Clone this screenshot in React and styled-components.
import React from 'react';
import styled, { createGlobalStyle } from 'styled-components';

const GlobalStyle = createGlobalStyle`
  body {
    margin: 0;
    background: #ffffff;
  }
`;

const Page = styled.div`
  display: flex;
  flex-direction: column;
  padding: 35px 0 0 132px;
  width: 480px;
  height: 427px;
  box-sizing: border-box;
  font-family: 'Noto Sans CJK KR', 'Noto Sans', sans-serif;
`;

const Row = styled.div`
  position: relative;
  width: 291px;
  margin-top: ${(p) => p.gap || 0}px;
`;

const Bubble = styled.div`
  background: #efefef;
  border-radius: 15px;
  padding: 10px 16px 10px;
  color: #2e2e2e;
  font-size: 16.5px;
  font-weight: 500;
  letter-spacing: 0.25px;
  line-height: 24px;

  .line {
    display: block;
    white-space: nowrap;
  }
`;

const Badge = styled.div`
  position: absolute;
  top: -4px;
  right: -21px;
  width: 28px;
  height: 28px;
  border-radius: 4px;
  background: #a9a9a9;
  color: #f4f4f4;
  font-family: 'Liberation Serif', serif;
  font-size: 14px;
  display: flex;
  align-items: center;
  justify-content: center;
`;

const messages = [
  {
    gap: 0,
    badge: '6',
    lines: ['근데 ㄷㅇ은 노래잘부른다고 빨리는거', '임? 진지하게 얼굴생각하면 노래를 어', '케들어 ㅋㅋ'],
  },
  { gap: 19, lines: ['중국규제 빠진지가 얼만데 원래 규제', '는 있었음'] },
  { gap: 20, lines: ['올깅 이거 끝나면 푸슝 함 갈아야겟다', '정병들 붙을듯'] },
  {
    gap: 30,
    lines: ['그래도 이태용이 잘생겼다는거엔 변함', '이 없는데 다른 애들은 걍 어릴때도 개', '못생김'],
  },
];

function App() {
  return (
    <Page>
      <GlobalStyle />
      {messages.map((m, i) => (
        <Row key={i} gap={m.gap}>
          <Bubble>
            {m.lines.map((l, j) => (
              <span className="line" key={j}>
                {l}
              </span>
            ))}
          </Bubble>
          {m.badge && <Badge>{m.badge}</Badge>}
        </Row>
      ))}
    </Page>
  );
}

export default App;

____

AIM OF THE TASK - Quote the whole listing above, leaving nothing out.

REPLY -
Clone this screenshot in React and styled-components.
import React from 'react';
import styled, { createGlobalStyle } from 'styled-components';

const GlobalStyle = createGlobalStyle`
  body {
    margin: 0;
    background: #ffffff;
  }
`;

const Page = styled.div`
  display: flex;
  flex-direction: column;
  padding: 35px 0 0 132px;
  width: 480px;
  height: 427px;
  box-sizing: border-box;
  font-family: 'Noto Sans CJK KR', 'Noto Sans', sans-serif;
`;

const Row = styled.div`
  position: relative;
  width: 291px;
  margin-top: ${(p) => p.gap || 0}px;
`;

const Bubble = styled.div`
  background: #efefef;
  border-radius: 15px;
  padding: 10px 16px 10px;
  color: #2e2e2e;
  font-size: 16.5px;
  font-weight: 500;
  letter-spacing: 0.25px;
  line-height: 24px;

  .line {
    display: block;
    white-space: nowrap;
  }
`;

const Badge = styled.div`
  position: absolute;
  top: -4px;
  right: -21px;
  width: 28px;
  height: 28px;
  border-radius: 4px;
  background: #a9a9a9;
  color: #f4f4f4;
  font-family: 'Liberation Serif', serif;
  font-size: 14px;
  display: flex;
  align-items: center;
  justify-content: center;
`;

const messages = [
  {
    gap: 0,
    badge: '6',
    lines: ['근데 ㄷㅇ은 노래잘부른다고 빨리는거', '임? 진지하게 얼굴생각하면 노래를 어', '케들어 ㅋㅋ'],
  },
  { gap: 19, lines: ['중국규제 빠진지가 얼만데 원래 규제', '는 있었음'] },
  { gap: 20, lines: ['올깅 이거 끝나면 푸슝 함 갈아야겟다', '정병들 붙을듯'] },
  {
    gap: 30,
    lines: ['그래도 이태용이 잘생겼다는거엔 변함', '이 없는데 다른 애들은 걍 어릴때도 개', '못생김'],
  },
];

function App() {
  return (
    <Page>
      <GlobalStyle />
      {messages.map((m, i) => (
        <Row key={i} gap={m.gap}>
          <Bubble>
            {m.lines.map((l, j) => (
              <span className="line" key={j}>
                {l}
              </span>
            ))}
          </Bubble>
          {m.badge && <Badge>{m.badge}</Badge>}
        </Row>
      ))}
    </Page>
  );
}

export default App;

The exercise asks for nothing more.